The Lucky One
Luck is often more than random good fortune; it’s the product of vision and planning. Just ask Ruben Maldonado. A few years ago he worked for General Motors as a manager, putting in nearly 20 years. It was a bad time for the company — Maldonado called it “chaos” — and he knew his ride was coming to an end.
“I have to do something here,” he said to himself. “I don’t want to be one of those guys walking out the door with a pink slip and no plan. I knew it was going to come.”
One day he was bringing his son Adam back to UC Santa Barbara for the young man’s sophomore year. On the ride up from Los Angeles Adam turned to his dad and said, “When are you going to follow your dreams? When are you going to practice what you preach? You’ve put us all through college, Dad.”
Maldonado soon enrolled at L.A. Mission College and, two years later, had acceptance letters from UC Irvine, Cal State L.A., Cal State Northridge — and UCSB. A couple of weeks after those letters arrived, he got called into a meeting at GM. It was just him and people from human resources. He walked out with a severance package, unemployment benefits and his 401(k).
“Oh my goodness,” he said, “this couldn’t have happened at a better time.”
Fast-forward one year. Today Maldonado, a 53-year-old father of five, is entering his senior year at UCSB as a cultural anthropology major. The former Marine is a fixture at the campus’s Transfer Student Center, which offers a plethora of services to students coming in from other schools, mostly community colleges.
The center is a haven for transfer students, most of whom will confess to being intimidated and a little overwhelmed at finding themselves on the beachside campus of more than 20,000 students.
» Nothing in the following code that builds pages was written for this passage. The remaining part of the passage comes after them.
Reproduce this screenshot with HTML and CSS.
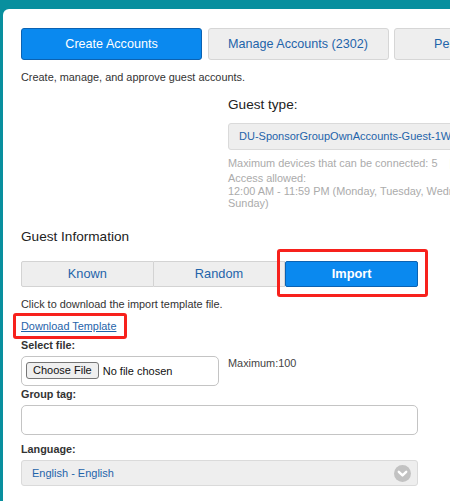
FILE: index.html
```html
<!DOCTYPE html>
<html lang="en">
  <head>
    <meta charset="utf-8">
    <title>Create Accounts</title>
    <link rel="stylesheet" href="styles.css">
  </head>
  <body>
    <div class="panel">
      <div class="tabs">
        <a href="#" class="tab active">Create Accounts</a>
        <a href="#" class="tab">Manage Accounts (2302)</a>
        <a href="#" class="tab">Pending Accounts</a>
      </div>
      <p class="desc">Create, manage, and approve guest accounts.</p>

      <div class="guest-type">
        <h5 class="field-title">Guest type:</h5>
        <div class="select wide">DU-SponsorGroupOwnAccounts-Guest-1Week</div>
        <div class="info">
          <div class="info-first">Maximum devices that can be connected: 5 <span class="sep">|</span></div>
          <div class="info-rest">
            <div>Access allowed:</div>
            <div class="nowrap">12:00 AM - 11:59 PM (Monday, Tuesday, Wednesday, Thursday, Friday, Saturday,</div>
            <div>Sunday)</div>
          </div>
        </div>
      </div>

      <h5 class="field-title section">Guest Information</h5>
      <div class="form">
        <div class="segments">
          <a href="#" class="seg">Known</a>
          <a href="#" class="seg">Random</a>
          <a href="#" class="seg active">Import<span class="mark mark-import"></span></a>
        </div>
        <p class="hint">Click to download the import template file.</p>
        <div class="dl-row"><a href="#" class="dl">Download Template<span class="mark mark-dl"></span></a></div>

        <label class="lbl">Select file:</label>
        <div class="file-row">
          <div class="file-box">
            <span class="file-btn">Choose File</span>
            <span class="file-name">No file chosen</span>
          </div>
          <span class="max">Maximum:100</span>
          <span class="edge"></span>
        </div>

        <label class="lbl tag">Group tag:</label>
        <input type="text" class="text-input">

        <label class="lbl lang">Language:</label>
        <div class="select lang-select">
          English - English
          <svg class="chev" width="17" height="17" viewBox="0 0 17 17">
            <circle cx="8.5" cy="8.5" r="8.5" fill="#c2c2c2"/>
            <path d="M4.8 6.8 L8.5 10.4 L12.2 6.8" fill="none" stroke="#fff" stroke-width="2.4" stroke-linecap="round" stroke-linejoin="round"/>
          </svg>
        </div>
      </div>
    </div>
  </body>
</html>
```
FILE: styles.css
```css
html, body{margin:0; padding:0; overflow:hidden;}
body{background-color:#088f9e; font-family:"Liberation Sans", Arial, sans-serif; color:#333;}
a{text-decoration:none;}

.panel{
	margin:9px 0 0 3px;
	width:900px;
	height:520px;
	background-color:#fff;
	border-radius:6px 0 0 0;
	padding:19px 18px 0 18px;
	box-sizing:border-box;
}

.tabs{display:flex; gap:5.5px;}
.tab{
	width:181px;
	height:32px;
	box-sizing:border-box;
	border:1px solid #d6d6d6;
	border-radius:3px;
	background-color:#eeeeee;
	color:#1f64aa;
	font-size:12.6px;
	line-height:30px;
	text-align:center;
	white-space:nowrap;
	overflow:hidden;
}
.tab.active{background-color:#0a89ef; border-color:#0b62b2; color:#fff;}

.desc{margin:10px 0 0; font-size:10.9px; line-height:14px; color:#333;}

.field-title{margin:13px 0 0; font-size:13.6px; line-height:16px; font-weight:normal; color:#222;}
.guest-type{margin-left:207px;}
.select{
	box-sizing:border-box;
	height:27px;
	background-color:#eeeeee;
	border:1px solid #dadada;
	border-radius:3px;
	color:#1f64aa;
	font-size:11px;
	line-height:25px;
	padding-left:10px;
	white-space:nowrap;
	position:relative;
}
.select.wide{margin-top:10px; width:500px;}

.info{margin-top:7px; color:#ababab; font-size:10.9px; white-space:nowrap;}
.info-first{line-height:13px;}
.info-first .sep{margin-left:9px; color:#888;}
.info-rest{margin-top:2px; line-height:12.5px;}

.section{margin-top:19px;}

.form{width:397px;}
.segments{display:flex; margin-top:16px;}
.seg{
	flex:1;
	height:26px;
	box-sizing:border-box;
	border:1px solid #d3d3d3;
	border-left-width:0;
	background-color:#eeeeee;
	color:#1f64aa;
	font-size:12.8px;
	line-height:24px;
	text-align:center;
	position:relative;
}
.seg:first-child{border-left-width:1px; border-radius:2px 0 0 2px;}
.seg.active{background-color:#0a89ef; border:1px solid #0b62b2; border-radius:2px; color:#fff; font-weight:bold;}

.mark{position:absolute; border:3px solid #f7211c; border-radius:3px;}
.mark-import{left:-9px; right:-11px; top:-13px; bottom:-11px;}
.mark-dl{left:-8px; right:-11px; top:-7px; bottom:-7px;}

.hint{margin:10px 0 0; font-size:10.9px; line-height:14px;}
.dl-row{margin-top:8px; font-size:10.9px; line-height:14px;}
.dl{color:#1f64aa; text-decoration:underline; position:relative;}

.lbl{display:block; font-size:10.8px; line-height:14px; font-weight:bold; color:#333; margin-top:5px;}
.lbl.tag{margin-top:1px;}
.lbl.lang{margin-top:7px;}

.file-row{display:flex; align-items:flex-start; margin-top:4px;}
.file-box{
	width:198px;
	height:30px;
	box-sizing:border-box;
	border:1px solid #c4c4c4;
	border-radius:5px;
	display:flex;
	align-items:center;
	padding-left:4px;
	font-size:11px;
	flex:none;
}
.file-btn{
	border:1px solid #767676;
	border-radius:3px;
	background-color:#efefef;
	color:#111;
	padding:0 6px;
	line-height:15px;
	font-size:11px;
}
.file-name{margin-left:4px; color:#111;}
.max{margin:0 0 0 9px; font-size:10.9px; line-height:14px; color:#444; flex:none;}
.edge{display:block; margin-left:158px; width:1px; height:22px; background-color:#cfcfcf; flex:none;}

.text-input{
	display:block;
	margin:4px 0 0;
	width:397px;
	height:30px;
	box-sizing:border-box;
	border:1px solid #c4c4c4;
	border-radius:5px;
	outline:none;
}
.lang-select{margin-top:4px; width:397px; height:26px; line-height:24px;}
.chev{position:absolute; right:6px; top:4px;}
```
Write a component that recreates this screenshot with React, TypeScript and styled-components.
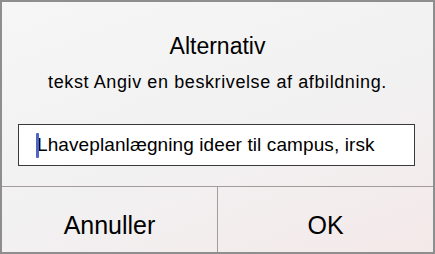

Maldonado was no different — he was just 30 years older than his classmates. “It’s really intimidating at some point,” he said. “You’re like, ‘Wow, what am I doing in here?’”
And for someone who’d been out of school for decades, the academic pressures of attending a top-tier university were formidable. Maldonado said he had to “learn how to learn, and that was a challenge. I was like, ‘Man, do I even belong here? I don’t even get this.’ I struggled my first quarter. ‘What? I got a C-minus? What the heck is that?’ ”
With the help of the transfer center and others, Maldonado pulled it together to become a successful student. He credits a class, Education 118, with helping him navigate his first year. The course, taught by Don Lubach, associate dean of students and director of first-year and graduate student initiatives, helps prepare transfer students for the rigors and opportunities of life at UCSB.
“Faculty love a ‘coachable’ scholar,” Lubach said. “Ruben’s many years as a baseball coach have made him a model student/scholar. He sits near the front of every class, assists other students by helping them to discover connections and find their voices, and he asks for feedback. I hope Ruben’s story will result in more re-entry students coming to UCSB.”
It also helped that Maldonado, who lives in Family Student Housing, had family close that first year. His son Adam, who lived in Isla Vista, was a senior and had dinner with him once or twice a week. But other than that, their lives as students had little overlap.
“I thought it’d be a little awkward for him maybe,” Maldonado said, “but we didn’t really see each other on campus at all.”
With a year on campus under his belt, Maldonado said the key to transitioning from transfer student to full-fledged Gaucho is to go all-in. “Just dive in,” he said. “You can sit on the lounge chairs and watch, you can put your feet in and wade, or you can just strip off your shirt and dive right in. Once you get here it’s intimidating, but you have to go forward with your goals and become part of your environment.”